I just put down Song of Solomon, Toni Morrison’s 1978 novel/poem, and am still tingling from it. It reminded me of A Hundred Years of Solitude, another magical book in which its protagonist goes on a journey for reasons that hang in the air. Surely, the only books this one should be compared with are on a par with Garcia-Márquez’s, and Morrison’s own, Beloved.
Since I’m writing at this tiny pinpoint of history in which the United States Justice Department has decided to spend a couple of million dollars investigating discrimination against white people, I would like to suggest that this book, and a couple of others, including another book I just read, Between the World and Me by Ta-Nehisi Coates, be required reading for all parties, including the judge, when those discrimination-against-white-people cases come to court.
This book has been reviewed by everybody under the sun, and I won’t add much of my own, except to say that having read it, I feel part of a congregation.
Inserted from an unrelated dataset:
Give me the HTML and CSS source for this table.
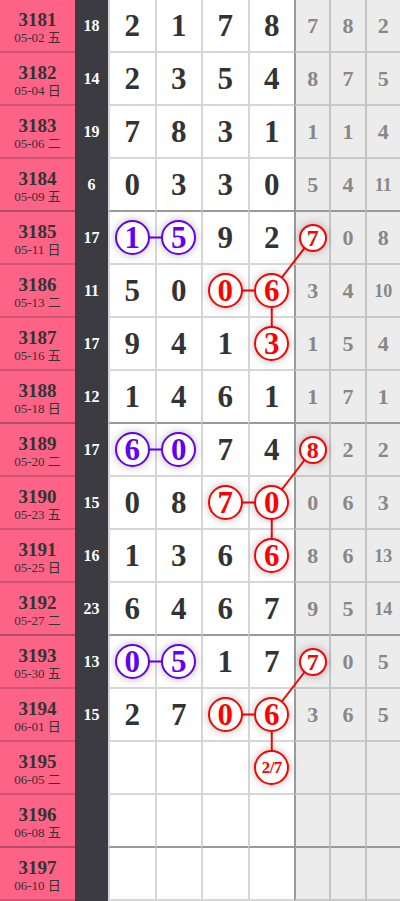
FILE: index.html
```html
<!DOCTYPE html>
<html lang="zh">
<head>
<meta charset="utf-8">
<title>走势图</title>
<link rel="stylesheet" href="styles.css">
</head>
<body>
<div class="board">
  <div class="row"><div class="c-issue"><b>3181</b><span>05-02 五</span></div><div class="c-sum">18</div><div class="c-n">2</div><div class="c-n">1</div><div class="c-n">7</div><div class="c-n">8</div><div class="c-g">7</div><div class="c-g">8</div><div class="c-g">2</div></div>
  <div class="row"><div class="c-issue"><b>3182</b><span>05-04 日</span></div><div class="c-sum">14</div><div class="c-n">2</div><div class="c-n">3</div><div class="c-n">5</div><div class="c-n">4</div><div class="c-g">8</div><div class="c-g">7</div><div class="c-g">5</div></div>
  <div class="row"><div class="c-issue"><b>3183</b><span>05-06 二</span></div><div class="c-sum">19</div><div class="c-n">7</div><div class="c-n">8</div><div class="c-n">3</div><div class="c-n">1</div><div class="c-g">1</div><div class="c-g">1</div><div class="c-g">4</div></div>
  <div class="row q"><div class="c-issue"><b>3184</b><span>05-09 五</span></div><div class="c-sum">6</div><div class="c-n">0</div><div class="c-n">3</div><div class="c-n">3</div><div class="c-n">0</div><div class="c-g">5</div><div class="c-g">4</div><div class="c-g sm">11</div></div>

  <div class="row"><div class="c-issue"><b>3185</b><span>05-11 日</span></div><div class="c-sum">17</div><div class="c-n"><span class="ball purple">1</span></div><div class="c-n"><span class="ball purple">5</span></div><div class="c-n">9</div><div class="c-n">2</div><div class="c-g"><span class="ball red small">7</span></div><div class="c-g">0</div><div class="c-g">8</div></div>
  <div class="row"><div class="c-issue"><b>3186</b><span>05-13 二</span></div><div class="c-sum">11</div><div class="c-n">5</div><div class="c-n">0</div><div class="c-n"><span class="ball red">0</span></div><div class="c-n"><span class="ball red">6</span></div><div class="c-g">3</div><div class="c-g">4</div><div class="c-g sm">10</div></div>
  <div class="row"><div class="c-issue"><b>3187</b><span>05-16 五</span></div><div class="c-sum">17</div><div class="c-n">9</div><div class="c-n">4</div><div class="c-n">1</div><div class="c-n"><span class="ball red">3</span></div><div class="c-g">1</div><div class="c-g">5</div><div class="c-g">4</div></div>
  <div class="row q"><div class="c-issue"><b>3188</b><span>05-18 日</span></div><div class="c-sum">12</div><div class="c-n">1</div><div class="c-n">4</div><div class="c-n">6</div><div class="c-n">1</div><div class="c-g">1</div><div class="c-g">7</div><div class="c-g">1</div></div>

  <div class="row"><div class="c-issue"><b>3189</b><span>05-20 二</span></div><div class="c-sum">17</div><div class="c-n"><span class="ball purple">6</span></div><div class="c-n"><span class="ball purple">0</span></div><div class="c-n">7</div><div class="c-n">4</div><div class="c-g"><span class="ball red small">8</span></div><div class="c-g">2</div><div class="c-g">2</div></div>
  <div class="row"><div class="c-issue"><b>3190</b><span>05-23 五</span></div><div class="c-sum">15</div><div class="c-n">0</div><div class="c-n">8</div><div class="c-n"><span class="ball red">7</span></div><div class="c-n"><span class="ball red">0</span></div><div class="c-g">0</div><div class="c-g">6</div><div class="c-g">3</div></div>
  <div class="row"><div class="c-issue"><b>3191</b><span>05-25 日</span></div><div class="c-sum">16</div><div class="c-n">1</div><div class="c-n">3</div><div class="c-n">6</div><div class="c-n"><span class="ball red">6</span></div><div class="c-g">8</div><div class="c-g">6</div><div class="c-g sm">13</div></div>
  <div class="row q"><div class="c-issue"><b>3192</b><span>05-27 二</span></div><div class="c-sum">23</div><div class="c-n">6</div><div class="c-n">4</div><div class="c-n">6</div><div class="c-n">7</div><div class="c-g">9</div><div class="c-g">5</div><div class="c-g sm">14</div></div>

  <div class="row"><div class="c-issue"><b>3193</b><span>05-30 五</span></div><div class="c-sum">13</div><div class="c-n"><span class="ball purple">0</span></div><div class="c-n"><span class="ball purple">5</span></div><div class="c-n">1</div><div class="c-n">7</div><div class="c-g"><span class="ball red small">7</span></div><div class="c-g">0</div><div class="c-g">5</div></div>
  <div class="row"><div class="c-issue"><b>3194</b><span>06-01 日</span></div><div class="c-sum">15</div><div class="c-n">2</div><div class="c-n">7</div><div class="c-n"><span class="ball red">0</span></div><div class="c-n"><span class="ball red">6</span></div><div class="c-g">3</div><div class="c-g">6</div><div class="c-g">5</div></div>
  <div class="row"><div class="c-issue"><b>3195</b><span>06-05 二</span></div><div class="c-sum"></div><div class="c-n"></div><div class="c-n"></div><div class="c-n"></div><div class="c-n"><span class="ball red frac">2/7</span></div><div class="c-g"></div><div class="c-g"></div><div class="c-g"></div></div>
  <div class="row q"><div class="c-issue"><b>3196</b><span>06-08 五</span></div><div class="c-sum"></div><div class="c-n"></div><div class="c-n"></div><div class="c-n"></div><div class="c-n"></div><div class="c-g"></div><div class="c-g"></div><div class="c-g"></div></div>
  <div class="row"><div class="c-issue"><b>3197</b><span>06-10 日</span></div><div class="c-sum"></div><div class="c-n"></div><div class="c-n"></div><div class="c-n"></div><div class="c-n"></div><div class="c-g"></div><div class="c-g"></div><div class="c-g"></div></div>

  <svg class="links" width="400" height="901" viewBox="0 0 400 901">
    <g stroke-width="2" fill="none">
      <line class="lp" x1="132.25" y1="237.5" x2="178.75" y2="237.5"/>
      <line class="lr" x1="225.25" y1="290.5" x2="271.75" y2="290.5"/>
      <line class="lr" x1="271.75" y1="290.5" x2="312.67" y2="237.5"/>
      <line class="lr" x1="271.75" y1="290.5" x2="271.75" y2="343.5"/>

      <line class="lp" x1="132.25" y1="449.5" x2="178.75" y2="449.5"/>
      <line class="lr" x1="225.25" y1="502.5" x2="271.75" y2="502.5"/>
      <line class="lr" x1="271.75" y1="502.5" x2="312.67" y2="449.5"/>
      <line class="lr" x1="271.75" y1="502.5" x2="271.75" y2="555.5"/>

      <line class="lp" x1="132.25" y1="661.5" x2="178.75" y2="661.5"/>
      <line class="lr" x1="225.25" y1="714.5" x2="271.75" y2="714.5"/>
      <line class="lr" x1="271.75" y1="714.5" x2="312.67" y2="661.5"/>
      <line class="lr" x1="271.75" y1="714.5" x2="271.75" y2="767.5"/>
    </g>
  </svg>
</div>
</body>
</html>
```

FILE: styles.css
```css
html, body {
  margin: 0;
  padding: 0;
  background: #fff;
}

.board {
  position: relative;
  width: 400px;
  font-family: "Liberation Serif", "Times New Roman", "Noto Sans CJK SC", serif;
  color: #333;
}

.row {
  display: grid;
  grid-template-columns: 75px 33px 46.5px 46.5px 46.5px 46.5px 35.33px 35.33px 35.34px;
  height: 53px;
}

.row > div {
  box-sizing: border-box;
  height: 53px;
  border-bottom: 2px solid transparent;
  display: flex;
  align-items: center;
  justify-content: center;
  line-height: 1;
}

.c-issue {
  flex-direction: column;
  background: #fc6386;
  border-bottom-color: #cf5673 !important;
  padding-top: 4px;
}

.c-issue b {
  display: block;
  font-size: 19px;
  line-height: 20px;
  font-weight: bold;
  color: #333;
}

.c-issue span {
  display: block;
  font-size: 13px;
  line-height: 16px;
  color: #333;
}

.c-sum {
  background: #3b3b41;
  color: #fff;
  font-weight: bold;
  font-size: 16px;
}

.c-n {
  background: #fff;
  border-left: 2px solid #d6d6d6;
  border-bottom-color: #d6d6d6 !important;
  font-size: 31px;
  font-weight: bold;
  color: #333;
}

.c-g {
  background: #ececec;
  border-left: 2px solid #c4c4c4;
  border-bottom-color: #c8c8c8 !important;
  font-size: 22px;
  font-weight: bold;
  color: #888;
}

.c-n + .c-g {
  border-left-color: #9a9a9a;
}

.c-g.sm {
  font-size: 18px;
}

.row.q .c-n,
.row.q .c-g {
  border-bottom-color: #9a9a9a !important;
}

.row.q .c-issue {
  border-bottom-color: #b34d65 !important;
}

.ball {
  position: relative;
  z-index: 2;
  box-sizing: border-box;
  width: 35px;
  height: 35px;
  border-radius: 50%;
  border: 2px solid;
  background: #fff;
  display: flex;
  align-items: center;
  justify-content: center;
  font-size: 31px;
  font-weight: bold;
  line-height: 1;
  box-shadow: 0 0 8px rgba(0, 0, 0, 0.28);
}

.ball.purple {
  color: #6400f5;
  border-color: #6400f5;
}

.ball.red {
  color: #f00;
  border-color: #f00;
}

.ball.small {
  width: 28px;
  height: 28px;
  font-size: 24px;
}

.ball.frac {
  font-size: 17px;
  letter-spacing: -0.5px;
}

.links {
  position: absolute;
  top: 0;
  left: 0;
  z-index: 1;
  pointer-events: none;
}

.links .lp {
  stroke: #6400f5;
}

.links .lr {
  stroke: #f00;
}
```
Morrison has brought me and her every reader into her intimate company. It’s a wild ride, where the plot doesn’t only have twists and turns, but side trips, ups and downs, and backtracking, yet Morrison keeps the reader on board, clinging by her fingernails. Finishing it feels like an accomplishment, though not an onerous one.
On a technical scale, she’s aced everything: the characters are clear, the language is vivid and evocative, the plot is intricate and solidly connected, and requires little suspension of disbelief, though there is magic.The characters have a touch of unreality about them, they are archetypes, but not of any primordial figure that appears in our dreams. We have never known characters who are quite like them, yet they stand there fully human. The story is a little bit like a dream or a nightmare, but it has blood .
I’m inspired by her genius. I hope maybe a tiny spark of what’s in her work might show up in mine – maybe in a place where I didn’t even realize I was depositing it.